**What the exercise asks:** Make an exact copy of the lines, leaving the pictures out.

--------------------------------

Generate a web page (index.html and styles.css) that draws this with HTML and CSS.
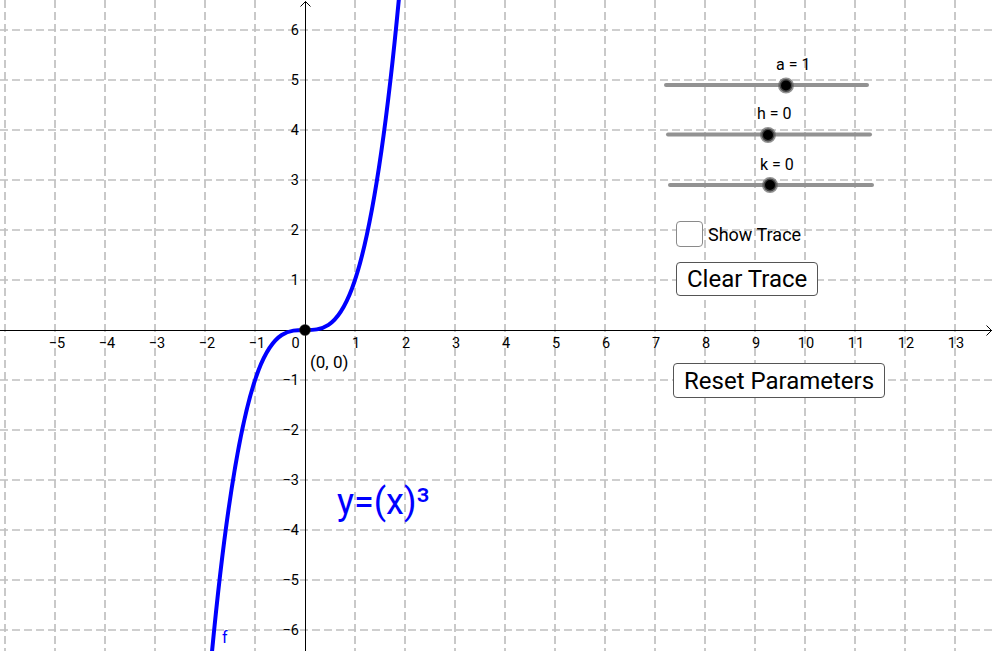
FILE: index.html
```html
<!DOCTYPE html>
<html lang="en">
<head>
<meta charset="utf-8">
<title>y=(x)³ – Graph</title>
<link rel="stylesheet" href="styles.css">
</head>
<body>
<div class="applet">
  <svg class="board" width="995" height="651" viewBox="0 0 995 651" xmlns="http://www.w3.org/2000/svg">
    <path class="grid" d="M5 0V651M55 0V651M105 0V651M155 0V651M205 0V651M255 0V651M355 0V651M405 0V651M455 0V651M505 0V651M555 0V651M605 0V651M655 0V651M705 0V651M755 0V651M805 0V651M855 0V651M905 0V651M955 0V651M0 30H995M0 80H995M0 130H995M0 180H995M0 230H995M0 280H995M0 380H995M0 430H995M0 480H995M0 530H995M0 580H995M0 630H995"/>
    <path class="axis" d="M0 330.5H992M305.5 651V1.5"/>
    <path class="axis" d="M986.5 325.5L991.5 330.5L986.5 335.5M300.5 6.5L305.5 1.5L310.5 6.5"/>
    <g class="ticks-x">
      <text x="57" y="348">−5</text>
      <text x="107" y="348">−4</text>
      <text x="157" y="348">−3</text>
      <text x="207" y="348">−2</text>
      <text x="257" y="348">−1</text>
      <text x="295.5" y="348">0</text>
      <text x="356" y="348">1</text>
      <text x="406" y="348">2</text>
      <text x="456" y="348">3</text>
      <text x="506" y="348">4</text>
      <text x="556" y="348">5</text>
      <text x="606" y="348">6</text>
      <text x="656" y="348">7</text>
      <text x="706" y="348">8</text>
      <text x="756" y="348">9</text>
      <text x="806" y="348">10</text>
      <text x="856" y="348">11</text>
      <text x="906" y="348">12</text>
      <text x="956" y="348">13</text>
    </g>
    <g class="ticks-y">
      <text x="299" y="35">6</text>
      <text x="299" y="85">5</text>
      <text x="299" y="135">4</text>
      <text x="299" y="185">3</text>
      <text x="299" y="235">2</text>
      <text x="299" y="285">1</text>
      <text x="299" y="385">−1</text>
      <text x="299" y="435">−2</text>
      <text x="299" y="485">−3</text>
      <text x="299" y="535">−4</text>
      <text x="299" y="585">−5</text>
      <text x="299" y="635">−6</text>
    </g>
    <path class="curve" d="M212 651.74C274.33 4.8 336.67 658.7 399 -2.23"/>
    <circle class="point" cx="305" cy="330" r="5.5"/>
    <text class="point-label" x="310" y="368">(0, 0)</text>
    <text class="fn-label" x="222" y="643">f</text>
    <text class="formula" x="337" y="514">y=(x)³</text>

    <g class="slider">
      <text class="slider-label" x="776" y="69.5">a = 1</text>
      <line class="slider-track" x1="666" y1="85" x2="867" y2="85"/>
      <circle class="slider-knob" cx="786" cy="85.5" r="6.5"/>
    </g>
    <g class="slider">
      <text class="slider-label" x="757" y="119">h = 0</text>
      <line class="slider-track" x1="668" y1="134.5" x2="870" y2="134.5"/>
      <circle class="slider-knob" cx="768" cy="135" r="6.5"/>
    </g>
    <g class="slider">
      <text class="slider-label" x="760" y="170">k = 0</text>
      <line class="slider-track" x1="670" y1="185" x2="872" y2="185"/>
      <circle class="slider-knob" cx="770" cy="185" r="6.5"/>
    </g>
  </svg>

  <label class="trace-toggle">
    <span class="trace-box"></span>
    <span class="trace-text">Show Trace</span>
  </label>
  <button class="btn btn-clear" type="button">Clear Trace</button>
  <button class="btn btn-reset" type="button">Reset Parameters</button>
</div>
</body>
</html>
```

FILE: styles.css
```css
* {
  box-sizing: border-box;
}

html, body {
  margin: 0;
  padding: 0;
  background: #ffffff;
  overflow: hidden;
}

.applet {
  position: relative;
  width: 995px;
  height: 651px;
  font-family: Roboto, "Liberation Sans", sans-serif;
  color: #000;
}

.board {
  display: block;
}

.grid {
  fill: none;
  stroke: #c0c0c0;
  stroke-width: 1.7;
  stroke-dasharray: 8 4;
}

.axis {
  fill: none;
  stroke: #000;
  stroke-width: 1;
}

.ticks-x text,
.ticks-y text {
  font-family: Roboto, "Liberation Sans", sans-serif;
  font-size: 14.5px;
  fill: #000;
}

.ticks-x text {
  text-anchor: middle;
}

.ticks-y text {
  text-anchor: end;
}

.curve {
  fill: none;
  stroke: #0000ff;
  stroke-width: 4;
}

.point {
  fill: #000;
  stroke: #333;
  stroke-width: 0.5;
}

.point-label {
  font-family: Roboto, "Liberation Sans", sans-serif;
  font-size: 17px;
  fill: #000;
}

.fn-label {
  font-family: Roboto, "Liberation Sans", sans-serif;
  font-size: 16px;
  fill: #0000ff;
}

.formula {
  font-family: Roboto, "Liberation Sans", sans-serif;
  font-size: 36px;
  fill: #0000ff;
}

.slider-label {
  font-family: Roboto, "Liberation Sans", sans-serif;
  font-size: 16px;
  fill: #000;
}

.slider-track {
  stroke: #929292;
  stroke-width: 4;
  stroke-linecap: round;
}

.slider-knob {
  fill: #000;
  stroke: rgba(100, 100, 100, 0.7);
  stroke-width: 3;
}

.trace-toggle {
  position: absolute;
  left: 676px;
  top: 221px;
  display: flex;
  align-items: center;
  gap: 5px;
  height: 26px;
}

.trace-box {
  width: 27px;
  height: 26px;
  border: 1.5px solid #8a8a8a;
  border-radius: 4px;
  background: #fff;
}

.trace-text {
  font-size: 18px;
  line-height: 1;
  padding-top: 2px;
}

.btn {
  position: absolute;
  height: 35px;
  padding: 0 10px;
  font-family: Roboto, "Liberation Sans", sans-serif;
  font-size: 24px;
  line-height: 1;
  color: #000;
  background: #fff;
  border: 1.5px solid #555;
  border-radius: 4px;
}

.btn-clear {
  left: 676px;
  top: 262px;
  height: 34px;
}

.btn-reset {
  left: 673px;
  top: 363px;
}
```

--------------------------------

**Solution:**
Generate a web page (index.html and styles.css) that draws this with HTML and CSS.
FILE: index.html
```html
<!DOCTYPE html>
<html lang="en">
<head>
<meta charset="utf-8">
<title>y=(x)³ – Graph</title>
<link rel="stylesheet" href="styles.css">
</head>
<body>
<div class="applet">
  <svg class="board" width="995" height="651" viewBox="0 0 995 651" xmlns="http://www.w3.org/2000/svg">
    <path class="grid" d="M5 0V651M55 0V651M105 0V651M155 0V651M205 0V651M255 0V651M355 0V651M405 0V651M455 0V651M505 0V651M555 0V651M605 0V651M655 0V651M705 0V651M755 0V651M805 0V651M855 0V651M905 0V651M955 0V651M0 30H995M0 80H995M0 130H995M0 180H995M0 230H995M0 280H995M0 380H995M0 430H995M0 480H995M0 530H995M0 580H995M0 630H995"/>
    <path class="axis" d="M0 330.5H992M305.5 651V1.5"/>
    <path class="axis" d="M986.5 325.5L991.5 330.5L986.5 335.5M300.5 6.5L305.5 1.5L310.5 6.5"/>
    <g class="ticks-x">
      <text x="57" y="348">−5</text>
      <text x="107" y="348">−4</text>
      <text x="157" y="348">−3</text>
      <text x="207" y="348">−2</text>
      <text x="257" y="348">−1</text>
      <text x="295.5" y="348">0</text>
      <text x="356" y="348">1</text>
      <text x="406" y="348">2</text>
      <text x="456" y="348">3</text>
      <text x="506" y="348">4</text>
      <text x="556" y="348">5</text>
      <text x="606" y="348">6</text>
      <text x="656" y="348">7</text>
      <text x="706" y="348">8</text>
      <text x="756" y="348">9</text>
      <text x="806" y="348">10</text>
      <text x="856" y="348">11</text>
      <text x="906" y="348">12</text>
      <text x="956" y="348">13</text>
    </g>
    <g class="ticks-y">
      <text x="299" y="35">6</text>
      <text x="299" y="85">5</text>
      <text x="299" y="135">4</text>
      <text x="299" y="185">3</text>
      <text x="299" y="235">2</text>
      <text x="299" y="285">1</text>
      <text x="299" y="385">−1</text>
      <text x="299" y="435">−2</text>
      <text x="299" y="485">−3</text>
      <text x="299" y="535">−4</text>
      <text x="299" y="585">−5</text>
      <text x="299" y="635">−6</text>
    </g>
    <path class="curve" d="M212 651.74C274.33 4.8 336.67 658.7 399 -2.23"/>
    <circle class="point" cx="305" cy="330" r="5.5"/>
    <text class="point-label" x="310" y="368">(0, 0)</text>
    <text class="fn-label" x="222" y="643">f</text>
    <text class="formula" x="337" y="514">y=(x)³</text>

    <g class="slider">
      <text class="slider-label" x="776" y="69.5">a = 1</text>
      <line class="slider-track" x1="666" y1="85" x2="867" y2="85"/>
      <circle class="slider-knob" cx="786" cy="85.5" r="6.5"/>
    </g>
    <g class="slider">
      <text class="slider-label" x="757" y="119">h = 0</text>
      <line class="slider-track" x1="668" y1="134.5" x2="870" y2="134.5"/>
      <circle class="slider-knob" cx="768" cy="135" r="6.5"/>
    </g>
    <g class="slider">
      <text class="slider-label" x="760" y="170">k = 0</text>
      <line class="slider-track" x1="670" y1="185" x2="872" y2="185"/>
      <circle class="slider-knob" cx="770" cy="185" r="6.5"/>
    </g>
  </svg>

  <label class="trace-toggle">
    <span class="trace-box"></span>
    <span class="trace-text">Show Trace</span>
  </label>
  <button class="btn btn-clear" type="button">Clear Trace</button>
  <button class="btn btn-reset" type="button">Reset Parameters</button>
</div>
</body>
</html>
```

FILE: styles.css
```css
* {
  box-sizing: border-box;
}

html, body {
  margin: 0;
  padding: 0;
  background: #ffffff;
  overflow: hidden;
}

.applet {
  position: relative;
  width: 995px;
  height: 651px;
  font-family: Roboto, "Liberation Sans", sans-serif;
  color: #000;
}

.board {
  display: block;
}

.grid {
  fill: none;
  stroke: #c0c0c0;
  stroke-width: 1.7;
  stroke-dasharray: 8 4;
}

.axis {
  fill: none;
  stroke: #000;
  stroke-width: 1;
}

.ticks-x text,
.ticks-y text {
  font-family: Roboto, "Liberation Sans", sans-serif;
  font-size: 14.5px;
  fill: #000;
}

.ticks-x text {
  text-anchor: middle;
}

.ticks-y text {
  text-anchor: end;
}

.curve {
  fill: none;
  stroke: #0000ff;
  stroke-width: 4;
}

.point {
  fill: #000;
  stroke: #333;
  stroke-width: 0.5;
}

.point-label {
  font-family: Roboto, "Liberation Sans", sans-serif;
  font-size: 17px;
  fill: #000;
}

.fn-label {
  font-family: Roboto, "Liberation Sans", sans-serif;
  font-size: 16px;
  fill: #0000ff;
}

.formula {
  font-family: Roboto, "Liberation Sans", sans-serif;
  font-size: 36px;
  fill: #0000ff;
}

.slider-label {
  font-family: Roboto, "Liberation Sans", sans-serif;
  font-size: 16px;
  fill: #000;
}

.slider-track {
  stroke: #929292;
  stroke-width: 4;
  stroke-linecap: round;
}

.slider-knob {
  fill: #000;
  stroke: rgba(100, 100, 100, 0.7);
  stroke-width: 3;
}

.trace-toggle {
  position: absolute;
  left: 676px;
  top: 221px;
  display: flex;
  align-items: center;
  gap: 5px;
  height: 26px;
}

.trace-box {
  width: 27px;
  height: 26px;
  border: 1.5px solid #8a8a8a;
  border-radius: 4px;
  background: #fff;
}

.trace-text {
  font-size: 18px;
  line-height: 1;
  padding-top: 2px;
}

.btn {
  position: absolute;
  height: 35px;
  padding: 0 10px;
  font-family: Roboto, "Liberation Sans", sans-serif;
  font-size: 24px;
  line-height: 1;
  color: #000;
  background: #fff;
  border: 1.5px solid #555;
  border-radius: 4px;
}

.btn-clear {
  left: 676px;
  top: 262px;
  height: 34px;
}

.btn-reset {
  left: 673px;
  top: 363px;
}
```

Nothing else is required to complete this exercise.